Georg Letham: Physician and Murderer

Financial doldrums, menacing environmental conditions, imbroglios over healthcare: sound familiar? The jittery concerns of Ernst Weiss's Georg Letham: Physician and Murderer seem as molded to our present moment as interest-based advertising. Yet this masterpiece of Austrian literature was first published under the cloud of another global crisis, in 1931. And, notwithstanding its existential trimmings and nods to psychoanalysis, Weiss's book is as much, if not more, a novel of the body as it is one of ideas.

 

"How could I, Georg Letham, a physician, a man of scientific training, of certain philosophical aspirations, let myself be so far carried away as to commit an offense of the gravest sort, the murder of my wife?" asks the narrator. The crime doesn't lack for a motive—heck, a junior criminal prosecutor could be entrusted with demonstrating that the defendant, an experimental bacteriologist, bumped off his rich, older spouse to free himself from rising debts (incurred, in part, from gambling and extra marital affairs). The answer to Letham's question, however, does not have much to do with the specific conditions that facilitated his crime, however blaringly they're trumpeted. It hinges, rather, on  the upbringing Letham suffered under the tutelage of his father—an exemplar of the domineering patriarchal figure.

 

Letham Sr., another man of science, groomed his son from a young age not to be skittish about vivisection. Try as he might, he did not extinguish his son's misgivings:

I always felt compassion in the wrong places, all the more when I resisted it. In my youth my father had wanted to tear this evil (and it is never anything but an evil) out by the roots. But who can get hold of the roots of a personal trait? I knew what I was doing when I put an animal, a living creature that feels pain and has a certain degree of consciousness, on the torture wrack. Other people did not know. Other people did not require intoxication, mental anesthesia, forcible calming after their horrific bloody experiments…

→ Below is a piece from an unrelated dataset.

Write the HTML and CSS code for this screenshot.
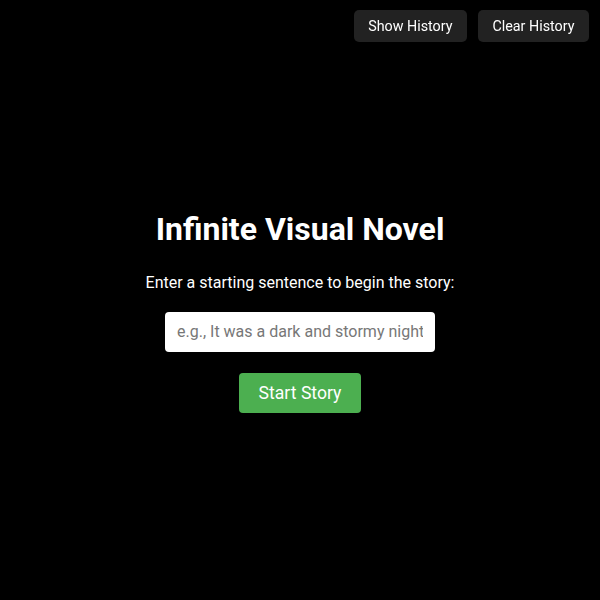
FILE: index.html
```html
<!DOCTYPE html>
<html lang="en">
<head>
<meta charset="utf-8">
<title>Infinite Visual Novel</title>
<link rel="stylesheet" href="styles.css">
</head>
<body>
<div class="toolbar">
  <button class="tool-btn">Show History</button>
  <button class="tool-btn">Clear History</button>
</div>
<main class="start">
  <h1 class="title">Infinite Visual Novel</h1>
  <p class="prompt">Enter a starting sentence to begin the story:</p>
  <input class="sentence" type="text" placeholder="e.g., It was a dark and stormy night">
  <button class="start-btn">Start Story</button>
</main>
</body>
</html>
```
FILE: styles.css
```css
html, body {
  margin: 0;
  height: 100%;
  background: #000;
  color: #fff;
  font-family: Roboto, "Liberation Sans", sans-serif;
}
.toolbar {
  position: fixed;
  top: 10px;
  right: 11px;
  display: flex;
  gap: 11px;
}
.tool-btn {
  font-family: inherit;
  font-size: 14.3px;
  color: #fff;
  background: #222;
  border: none;
  border-radius: 5px;
  height: 32px;
  padding: 0 14.5px;
}
.start {
  box-sizing: border-box;
  height: 100%;
  padding-top: 22px;
  display: flex;
  flex-direction: column;
  align-items: center;
  justify-content: center;
}
.title {
  font-size: 32px;
  font-weight: 700;
  margin: 0 0 25px;
}
.prompt {
  font-size: 16px;
  margin: 0 0 20px;
}
.sentence {
  box-sizing: border-box;
  width: 270px;
  height: 40px;
  padding: 0 12px;
  font-family: inherit;
  font-size: 16px;
  border: none;
  border-radius: 4px;
  background: #fff;
  color: #000;
}
.sentence::placeholder {
  color: #777;
}
.start-btn {
  margin-top: 21px;
  width: 122px;
  height: 40px;
  font-family: inherit;
  font-size: 17.6px;
  color: #fff;
  background: #4caf50;
  border: none;
  border-radius: 4px;
}
```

But despite this emphasis on the father's dark tutelage, Weiss is not really pursuing a Freudian portrait in character. After his sentencing, the narrator awakens to a society that sanctions the most callous treatment of individuals. Here, for example, the narrator describes the lot of his fellow convicts who have spent a day languishing outside in sweltering conditions awaiting transport to a tropical, penal colony:

There are many dialects…  So many voices on the sweet evening air… if I could understand them all, I'd be able to write a detailed natural history of the sickly human heart. All these hearts speak the same language, they all sound the same. The palatals and nasals, the trills and sibilants, the vowels and consonants are beginning to run together: they are no longer the articulate expression of human yearning, human suffering, human pain, regret and outrage, despair and resignation. The sound made by this mass of men is the inarticulate, instinctual, screeching and howling of penned-in terrified animals.

Their destination, which is referred to in the novel as "C.," is in the grip of a yellow fever pandemic. By virtue of unrequested behind-the-scenes maneuvering on the part of his well-connected father, Letham is permitted to work at the hospital that treats the vulnerable prison population. At his new post, he and his colleagues toil to map the stages of the disease. To test their hypothesis that mosquitoes are the agents of infection, they begin experimenting upon themselves with captured insects.

 

The moral and ethical dilemmas posed by reducing living beings to the status of objects are of dialectical concern to this complex medical thriller. Weiss (1882-1940), who was himself a doctor, knowingly leads the reader on a path from disgust to an ironic admiration for his scientist-narrator. What initially looks like a study in the soul of a killer ends with a surprising focus on a doctor who willingly places his own body at hazard, wagering his own health for the sake of his fellow creatures.